The intent of the government is very simple, Madam Speaker, if you have read part II of the EI act which is in front of the House today and has been debated for over 140 days since its introduction.

The intent of the federal government in part II is to negotiate with the provinces a withdrawal of manpower training within three years or earlier. At the same time it intends to look at the responsibilities it has to the unemployment insurance system and the fact that we have constitutional guarantees that relate to its role in that area.

The government wants to make sure before it gets into negotiations with the provinces that there are some safeguards. This is a national fund and it is important to make sure that when it gets involved in negotiations that there are assurances and guarantees of results. This is one area where the government would like to receive assurances from the provinces.

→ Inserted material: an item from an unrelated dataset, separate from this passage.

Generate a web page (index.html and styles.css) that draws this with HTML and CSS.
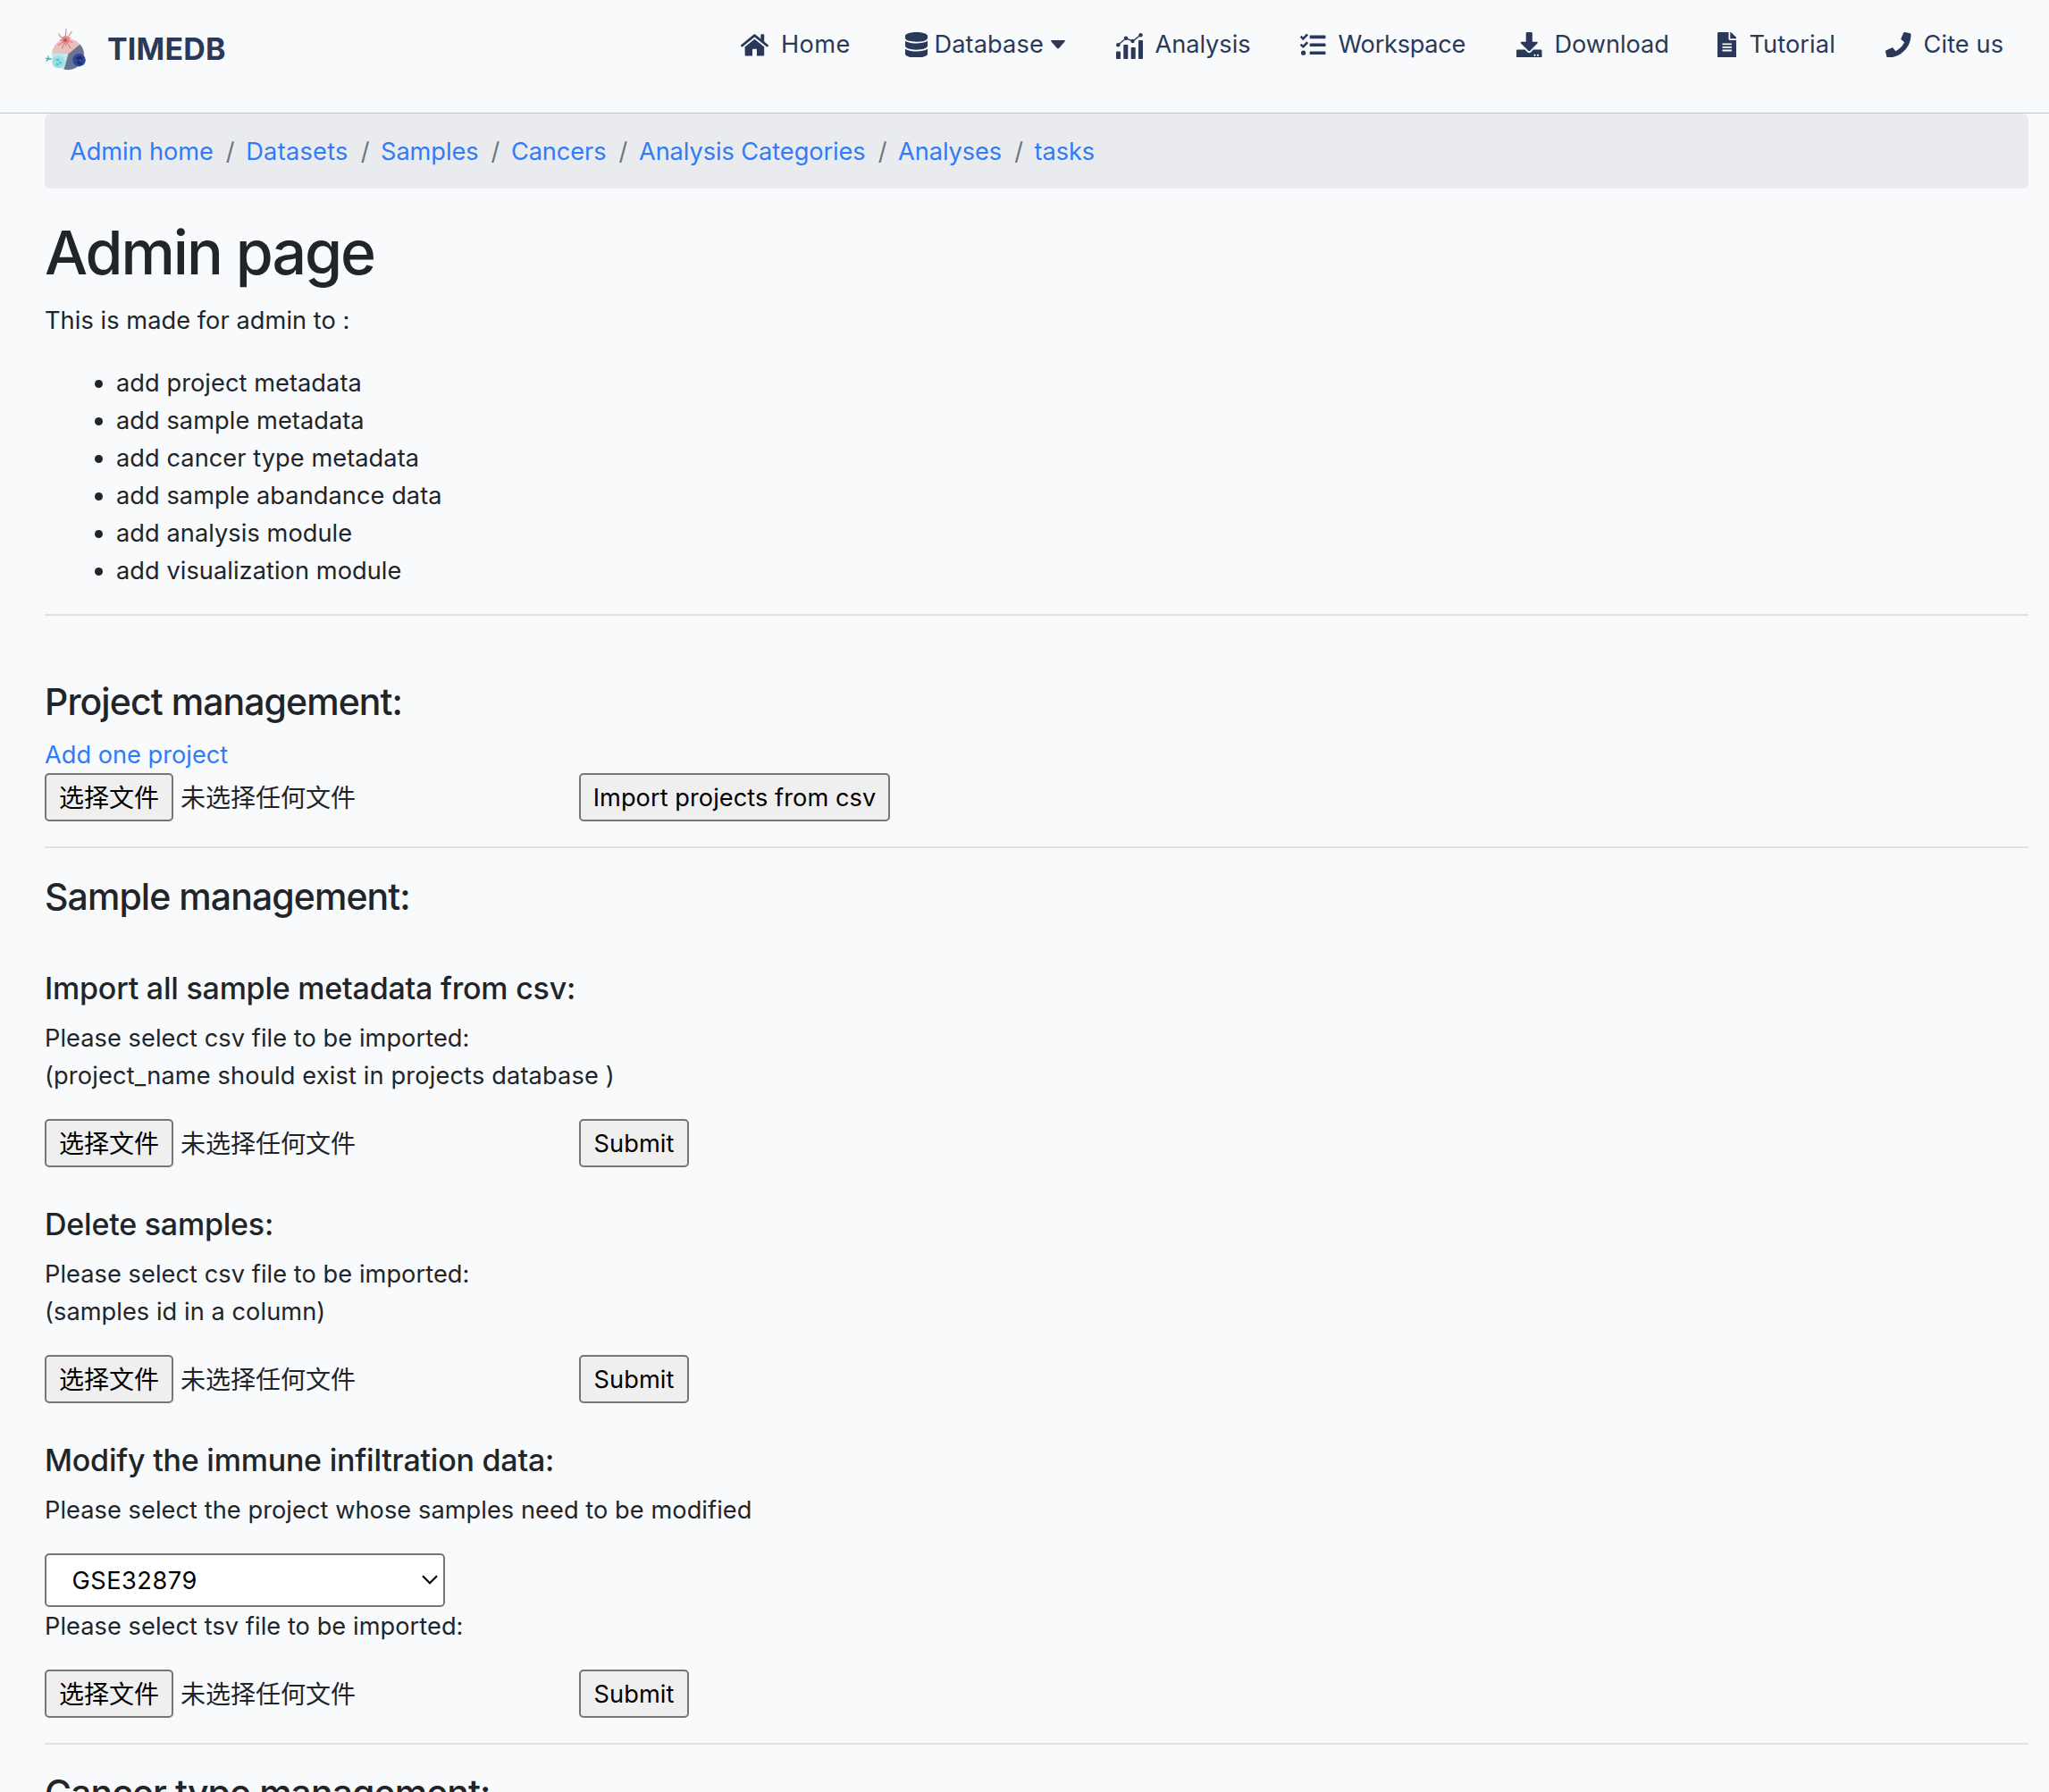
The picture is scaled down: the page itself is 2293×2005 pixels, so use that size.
FILE: index.html
```html
<!DOCTYPE html>
<html lang="zh-CN">
<head>
<meta charset="utf-8">
<title>TIMEDB</title>
<link rel="stylesheet" href="styles.css">
</head>
<body>
<header class="navbar">
  <a class="brand" href="#">
    <svg class="brand-logo" viewBox="50 31 48 48" aria-hidden="true">
      <path fill="#e9bfbf" d="M58 60A18 18 0 0 1 89.500 49.500L76.500 60.300Z"/>
      <path fill="#c3e8ea" d="M58 59.500L76.500 60.300L71.500 77.600A18 18 0 0 1 58 59.500Z"/>
      <path fill="#6b7393" d="M89.500 49.500A18 18 0 0 1 94 60C94 71 84 80.500 71.500 77.600L76.500 60.300Z"/>
      <g fill="none" stroke="#dc7f7d" stroke-width="1.100" stroke-linecap="round">
        <path d="M73 45L74 32.500M74.500 43L78.500 38L80 35.500M71 43L67.500 41L66 38M72 46L65 50.500M72.500 46L69.500 54M74 46L78.500 53.500M75 45L81 47.500M73 46L73.500 51M75 43L79 42M71 44L67 45"/>
      </g>
      <circle cx="73.200" cy="44.800" r="4.600" fill="#e08a88"/>
      <circle cx="73" cy="45" r="2" fill="#c55255"/>
      <circle cx="65.300" cy="69.300" r="7" fill="#98dfe6"/>
      <path fill="#4eb6cb" d="M62.500 66.500l3-1 1 1.500-2.500 1.500zM66.500 68.500l2 .5-.5 2.500-2.500-1zM63 70.500l3 1.500-1 1.500-2.500-1z"/>
      <path fill="none" stroke="#4bb2c5" stroke-width="1.300" d="M51 65.500h3.500M51.500 68.500l3.500-2.500h3M53.500 62.500l1.500 3"/>
      <circle cx="88.500" cy="67.200" r="7.300" fill="#31489a"/>
      <path fill="#1d2c66" d="M85 64.500l4-2 3.500 2-1 3-2-2-2.500 2zM85.500 69l3-1 1.500 2.500 2-1.500-.5 3-4 .5z"/>
    </svg>
    <span class="brand-name">TIMEDB</span>
  </a>
  <nav class="nav">
    <a class="nav-link" href="#">
      <svg class="icon" width="31" height="25" viewBox="0 0 31 25"><path fill="none" stroke="currentColor" stroke-width="2.800" stroke-linecap="round" stroke-linejoin="round" d="M1.500 13L15.400 1.600L29.500 13"/><path fill="currentColor" d="M22.300 1.200q0-1 1-1h1.900q1 0 1 1v9l-3.900-3zM15.400 5.800L26.200 14.600V23.500q0 1-1 1H17.900V17.500q0-.8-.8-.8H13.800q-.8 0-.8.8V24.500H5.600q-1 0-1-1V14.600z"/></svg>
      <span class="label label-home">Home</span>
    </a>
    <a class="nav-link nav-link-tight" href="#">
      <svg class="icon" width="25" height="28.600" viewBox="0 0 448 512"><path fill="currentColor" d="M448 73.143v45.714C448 159.143 347.667 192 224 192S0 159.143 0 118.857V73.143C0 32.857 100.333 0 224 0s224 32.857 224 73.143zM448 176v102.857C448 319.143 347.667 352 224 352S0 319.143 0 278.857V176c48.125 33.143 136.208 48.572 224 48.572S399.874 209.143 448 176zm0 160v102.857C448 479.143 347.667 512 224 512S0 479.143 0 438.857V336c48.125 33.143 136.208 48.572 224 48.572S399.874 369.143 448 336z"/></svg>
      <span class="label">Database</span>
      <svg class="caret" width="16" height="10" viewBox="0 0 16 10"><path fill="currentColor" d="M1 0H15Q16.400.3 15.600 1.500L9 9Q8 9.800 7 9L.4 1.500Q-.4.3 1 0Z"/></svg>
    </a>
    <a class="nav-link" href="#">
      <svg class="icon icon-chart" width="30" height="29" viewBox="0 0 30 29"><g fill="currentColor"><rect x="0" y="20.500" width="5" height="8.500" rx=".8"/><rect x="8.300" y="13" width="5" height="16" rx=".8"/><rect x="16.700" y="16" width="5" height="13" rx=".8"/><rect x="25" y="8" width="5" height="21" rx=".8"/><circle cx="2.300" cy="13.300" r="2.200"/><circle cx="11" cy="5.800" r="2.200"/><circle cx="18.500" cy="9" r="2.200"/><circle cx="27.500" cy="2.200" r="2.200"/></g><path fill="none" stroke="currentColor" stroke-width="1.400" d="M2.300 13.300L11 5.800L18.500 9L27.500 2.200"/></svg>
      <span class="label label-plain">Analysis</span>
    </a>
    <a class="nav-link" href="#">
      <svg class="icon" width="28.500" height="28.500" viewBox="0 0 512 512"><path fill="currentColor" d="M139.610 35.500a12 12 0 0 0-17 0L58.930 98.810l-22.700-22.120a12 12 0 0 0-17 0L3.530 92.410a12 12 0 0 0 0 17l47.590 47.400a12.780 12.780 0 0 0 17.610 0l15.590-15.620L156.520 69a12.090 12.090 0 0 0 .09-17zm0 159.190a12 12 0 0 0-17 0l-63.680 63.720-22.700-22.100a12 12 0 0 0-17 0L3.530 252a12 12 0 0 0 0 17L51 316.500a12.770 12.770 0 0 0 17.600 0l15.700-15.690 72.200-72.220a12 12 0 0 0 .09-16.900zM64 368c-26.490 0-48.590 21.500-48.590 48S37.530 464 64 464a48 48 0 0 0 0-96zm432 16H208a16 16 0 0 0-16 16v32a16 16 0 0 0 16 16h288a16 16 0 0 0 16-16v-32a16 16 0 0 0-16-16zm0-320H208a16 16 0 0 0-16 16v32a16 16 0 0 0 16 16h288a16 16 0 0 0 16-16V80a16 16 0 0 0-16-16zm0 160H208a16 16 0 0 0-16 16v32a16 16 0 0 0 16 16h288a16 16 0 0 0 16-16v-32a16 16 0 0 0-16-16z"/></svg>
      <span class="label label-workspace">Workspace</span>
    </a>
    <a class="nav-link" href="#">
      <svg class="icon" width="28.500" height="28.500" viewBox="0 0 512 512"><path fill="currentColor" d="M216 0h80c13.300 0 24 10.700 24 24v168h87.700c17.800 0 26.700 21.500 14.100 34.100L269.700 378.300c-7.500 7.500-19.800 7.500-27.300 0L90.100 226.100c-12.600-12.600-3.700-34.100 14.100-34.100H192V24c0-13.300 10.700-24 24-24zm296 376v112c0 13.300-10.700 24-24 24H24c-13.300 0-24-10.700-24-24V376c0-13.300 10.700-24 24-24h146.700l49 49c20.100 20.100 52.500 20.100 72.600 0l49-49H488c13.300 0 24 10.700 24 24zm-124 88c0-11-9-20-20-20s-20 9-20 20 9 20 20 20 20-9 20-20zm64 0c0-11-9-20-20-20s-20 9-20 20 9 20 20 20 20-9 20-20z"/></svg>
      <span class="label label-plain">Download</span>
    </a>
    <a class="nav-link" href="#">
      <svg class="icon" width="21.400" height="28.500" viewBox="0 0 384 512"><path fill="currentColor" d="M224 136V0H24C10.700 0 0 10.700 0 24v464c0 13.300 10.700 24 24 24h336c13.300 0 24-10.700 24-24V160H248c-13.200 0-24-10.800-24-24zm64 236c0 6.600-5.400 12-12 12H108c-6.600 0-12-5.400-12-12v-8c0-6.600 5.400-12 12-12h168c6.600 0 12 5.400 12 12v8zm0-64c0 6.600-5.400 12-12 12H108c-6.600 0-12-5.400-12-12v-8c0-6.600 5.400-12 12-12h168c6.600 0 12 5.400 12 12v8zm0-72v8c0 6.600-5.400 12-12 12H108c-6.600 0-12-5.400-12-12v-8c0-6.600 5.400-12 12-12h168c6.600 0 12 5.400 12 12zm96-114.100v6.100H256V0h6.100c6.400 0 12.500 2.500 17 7l97.900 98c4.500 4.500 7 10.600 7 16.900z"/></svg>
      <span class="label">Tutorial</span>
    </a>
    <a class="nav-link" href="#">
      <svg class="icon" width="28.500" height="28.500" viewBox="0 0 512 512"><path fill="currentColor" d="M493.400 24.600l-104-24c-11.300-2.600-22.900 3.300-27.500 13.900l-48 112c-4.200 9.800-1.400 21.300 6.900 28l60.600 49.600c-36 76.700-98.900 140.500-177.200 177.200l-49.600-60.600c-6.800-8.300-18.200-11.100-28-6.900l-112 48C3.900 366.500-2 378.100.6 389.400l24 104C27.100 504.200 36.700 512 48 512c256.100 0 464-207.500 464-464 0-11.200-7.700-20.900-18.600-23.400z"/></svg>
      <span class="label">Cite us</span>
    </a>
  </nav>
</header>

<main class="container">
  <ol class="breadcrumb">
    <li><a href="#">Admin home</a></li>
    <li><a class="loose" href="#">Datasets</a></li>
    <li><a href="#">Samples</a></li>
    <li><a href="#">Cancers</a></li>
    <li><a href="#">Analysis Categories</a></li>
    <li><a href="#">Analyses</a></li>
    <li><a href="#">tasks</a></li>
  </ol>

  <h1>Admin page</h1>
  <p>This is made for admin to :</p>
  <ul class="features">
    <li>add project metadata</li>
    <li>add sample metadata</li>
    <li>add cancer type metadata</li>
    <li>add sample abandance data</li>
    <li>add analysis module</li>
    <li>add visualization module</li>
  </ul>
  <hr>

  <section class="project">
    <h4>Project management:</h4>
    <a class="add-link" href="#">Add one project</a>
    <form class="upload">
      <div class="file"><button type="button">选择文件</button><span>未选择任何文件</span></div>
      <button class="import" type="button">Import projects from csv</button>
    </form>
  </section>
  <hr>

  <section class="samples">
    <h4>Sample management:</h4>
    <section class="task">
      <h5>Import all sample metadata from csv:</h5>
      <p>Please select csv file to be imported:<br><span class="note">(project_name should exist in projects database )</span></p>
      <form class="upload">
        <div class="file"><button type="button">选择文件</button><span>未选择任何文件</span></div>
        <button class="submit" type="button">Submit</button>
      </form>
    </section>
    <section class="task">
      <h5>Delete samples:</h5>
      <p>Please select csv file to be imported:<br>(samples id in a column)</p>
      <form class="upload">
        <div class="file"><button type="button">选择文件</button><span>未选择任何文件</span></div>
        <button class="submit" type="button">Submit</button>
      </form>
    </section>
    <section class="task">
      <h5>Modify the immune infiltration data:</h5>
      <p>Please select the project whose samples need to be modified</p>
      <div class="select">
        <select><option>GSE32879</option></select>
        <svg class="chevron" width="18" height="11" viewBox="0 0 18 11"><path fill="none" stroke="#000" stroke-width="2.200" d="M1 1.200L9 9.200L17 1.200"/></svg>
      </div>
      <p>Please select tsv file to be imported:</p>
      <form class="upload">
        <div class="file"><button type="button">选择文件</button><span>未选择任何文件</span></div>
        <button class="submit" type="button">Submit</button>
      </form>
    </section>
  </section>
  <hr>

  <h4>Cancer type management:</h4>
</main>
</body>
</html>
```
FILE: styles.css
```css
* { box-sizing: border-box; }

html { height: 100%; overflow: hidden; }

body {
  margin: 0;
  height: 100%;
  overflow: hidden;
  background: #f8fafc;
  color: #212529;
  font: 400 27.2px/42px Inter, "Noto Sans CJK SC", sans-serif;
  letter-spacing: 0.060px;
}

a { color: #2f7cf8; text-decoration: none; }

/* Navigation bar */
.navbar {
  display: flex;
  justify-content: space-between;
  height: 127px;
  padding: 29px 43px 0 50px;
  border-bottom: 1px solid #bbc6d0;
}

.brand { display: flex; gap: 22px; height: 50px; color: #2a3959; }
.brand-logo { width: 48px; height: 48px; margin-top: 2px; }
.brand-name { padding-top: 1px; font-size: 34px; font-weight: 700; line-height: 50px; letter-spacing: 0.170px; }

.nav {
  display: grid;
  grid-template-columns: 184px 235.500px 206.500px 242px 225px 188px 140px;
  height: 42px;
}
.nav-link { display: flex; align-items: center; gap: 14px; height: 42px; color: #2a3959; white-space: nowrap; }
.nav-link-tight { gap: 7.500px; }
.icon { display: block; flex: none; }
.icon-chart { margin-top: 2px; }
.caret { flex: none; margin-left: 1px; }
.label { letter-spacing: 0.1px; padding-top: 0.800px; }
.label-home { letter-spacing: 0.4px; }
.label-plain { letter-spacing: -0.050px; }
.label-workspace { letter-spacing: -0.290px; }

/* Page body */
.container { padding: 0 23px 0 50px; }

.breadcrumb {
  display: flex;
  height: 84px;
  margin: 0 0 28px;
  padding: 22px 28px 20px;
  list-style: none;
  background: #eaebef;
  border-radius: 7px;
}
.breadcrumb li { display: flex; letter-spacing: -0.070px; }
.breadcrumb .loose { letter-spacing: 0.250px; }
.breadcrumb li + li::before { content: "/"; width: 8.400px; margin: 0 14px; color: #6c757d; }

/* Text blocks sit 1px low in their line, taken back from the bottom margin */
h1, h4, h5 { margin: 0 0 13px; padding-top: 1px; font-weight: 500; }
h1 { font-size: 68px; line-height: 84px; letter-spacing: -2.080px; }
h4 { font-size: 41px; line-height: 50.400px; letter-spacing: -0.930px; }
h5 { font-size: 34px; line-height: 42px; letter-spacing: -0.220px; }
p { margin: 0 0 27px; padding-top: 1px; }
.note { letter-spacing: 0.150px; }

.features { margin: 0 0 -1px; padding: 1px 0 0 80px; }

hr { height: 2px; margin: 28px 0; border: 0; background: #dfe1e3; }

.project { padding-top: 42px; }
.add-link { display: block; height: 42px; padding-top: 1px; letter-spacing: 0; }
.task { padding-top: 42px; }

/* Form controls */
.upload { display: flex; height: 54px; }
.file { display: flex; align-items: center; gap: 8px; width: 598px; font-size: 28px; letter-spacing: 0; }
.file span { padding-top: 2px; }

button {
  height: 54px;
  padding: 2px 14px 0;
  font: inherit;
  letter-spacing: 0.050px;
  color: #000;
  background: #efefef;
  border: 2px solid #767676;
  border-radius: 5px;
}
.file button { letter-spacing: 0; }
.import { width: 348px; padding: 2px 0 0; }
.submit { width: 123px; padding: 2px 0 0; }

.select { display: grid; width: 448px; height: 60px; margin-top: -0.200px; }
.select > * { grid-area: 1 / 1; }
select {
  appearance: none;
  width: 448px;
  height: 60px;
  padding: 2px 28.500px 0;
  font: inherit;
  letter-spacing: 0.500px;
  color: #000;
  background: #fff;
  border: 2px solid #767676;
  border-radius: 5px;
}
.chevron { place-self: center end; margin-right: 8px; pointer-events: none; }
```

At the same time an appropriate monitoring system must be in place to make sure that the funds that are transferred to the provinces and the agreements that are signed give the government the results it is looking for.

What are the results? The only reason why the government thinks this is an acceptable process is this. It wants to remove duplication because it is a factor and it is a cost. It will create efficiencies. The results of the system have to help men and women get employment and at the same time upgrade their skills and put young people into the system in areas where they believe they will best be suited in the changing environment.

That is the answer to the question. All the member has to do is look at part II of the EI bill and he will know that the government is not going to be entering into provincial jurisdiction without the approval of the provinces.


The Acting Speaker (Mrs. Ringuette-Maltais): The motion to adjourn the House is now deemed to have been adopted. Accordingly, this House stands adjourned until tomorrow at 10 a.m., pursuant to Standing Order 24(1).